The act of smoking an e-cigarette/vaping device has apparently proven to be costly for an Illinois (USA) resident who, on August 23, paid for it with their life. According to various reports, the patient was hospitalised with a serious respiratory condition, after having used an e-cigarette.
According to the US Centers for Disease Control and Prevention (CDC), as many as 193 people have been afflicted this year, with conditions similar to a lung infection between June and August.
A handheld battery-powered vaporiser, the e-cigarette simulates smoking by providing some of the behavioral aspects, including the hand-to-mouth action of smoking, but without combusting tobacco. This may give ‘vapers’ the idea that the vaping is, perhaps, a healthier alternative to smoking.
Closer home, while there hasn’t been a sudden surge in maladies linked with vaping (yet), the situation is not too encouraging either. We asked a leading pulmonologist from a Delhi-based hospital to weigh in.
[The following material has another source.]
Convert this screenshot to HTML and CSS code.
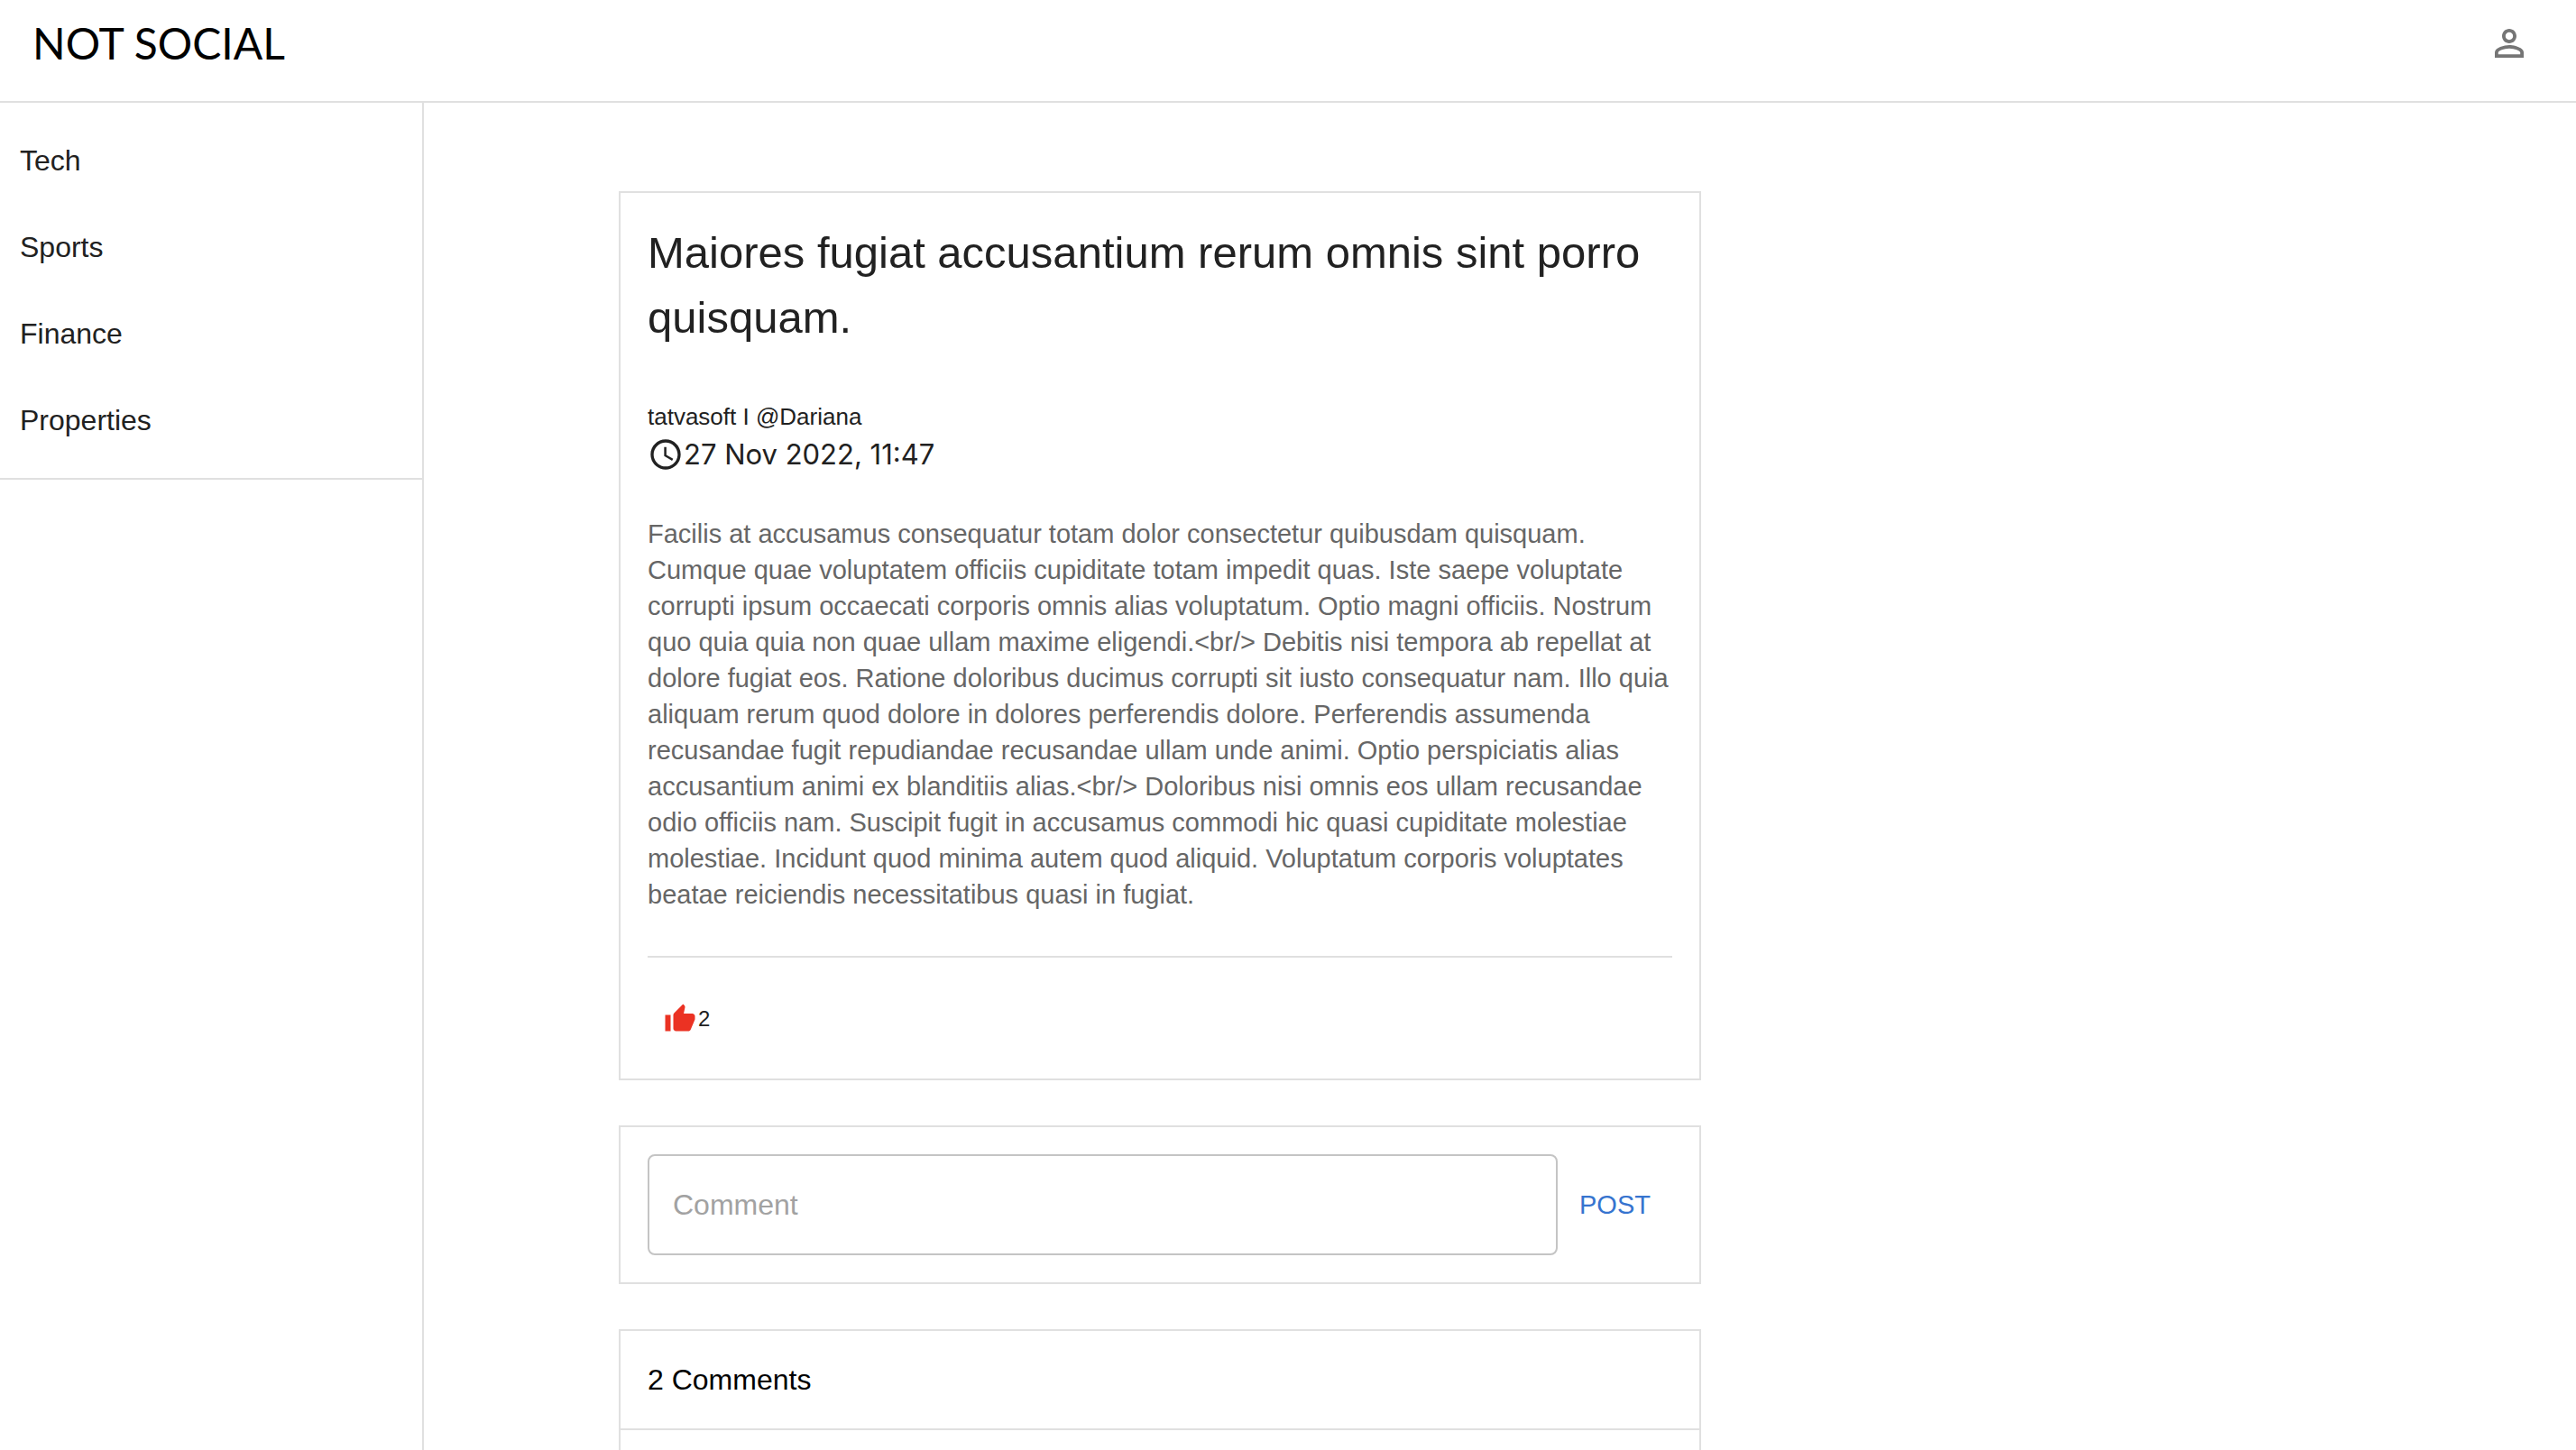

“Vaping is not a healthy alternative to smoking, as is believed. Though not as much as smoking, vaping is also injurious to health. Besides nicotine, it contains many chemicals, which upon burning, produce various by-products that can be harmful. The worst part is, not too much information is available about them,” Dr Vikas Maurya of Fortis Healthcare tells indianexpress.com.
The symptoms of vaping are largely that of breathlessness. While some patients complain of chest pain, others experienced diarrhoea, nausea, vomiting and fatigue.
“Around two-three patients come to me with some kind of vaping-related illness in a week. Predominantly, it is for nicotine addiction with adverse effects like palpitation, headache, muscular pain, gastric and respiratory issues like cough and occasional breathlessness,” adds Dr Maurya.
How does vaping work?
Vaping devices like e-cigarettes heat liquids that are then inhaled as aerosol containing nicotine. Examples of said devices are: vape-pens, hookahs, box mods and JUULs (the most popular of the lot). The liquids that are heated, do not comprise water as many are led to believe. Instead, they contain glycerol, propylene glycol (found in antifreeze products), nicotine and flavouring.
“As there is very little clarity regarding the by-products, it is difficult to say what exactly would cause illness. It could be related to nicotine or other chemicals and their by-products,” he explains.
The ills of vaping
Smokers continue to vape despite getting sick because they get addicted to nicotine. Studies have found that the e-liquids — which have aerosols — enter the lungs and leave massive chemical residue behind. Some other negative health effects include increased heartbeat causing cardiac arrhythmia, lung damage even without the toxins of cigarettes, acid reflux and insulin resistance.
Just like smoking, the withdrawal symptoms of vaping are due to the pull-out of nicotine. “But the symptoms are not as intense. The common withdrawal symptoms are fatigue, headache, irritability, digestive and blood pressure issues, and sometimes even depression,” says Dr Maurya.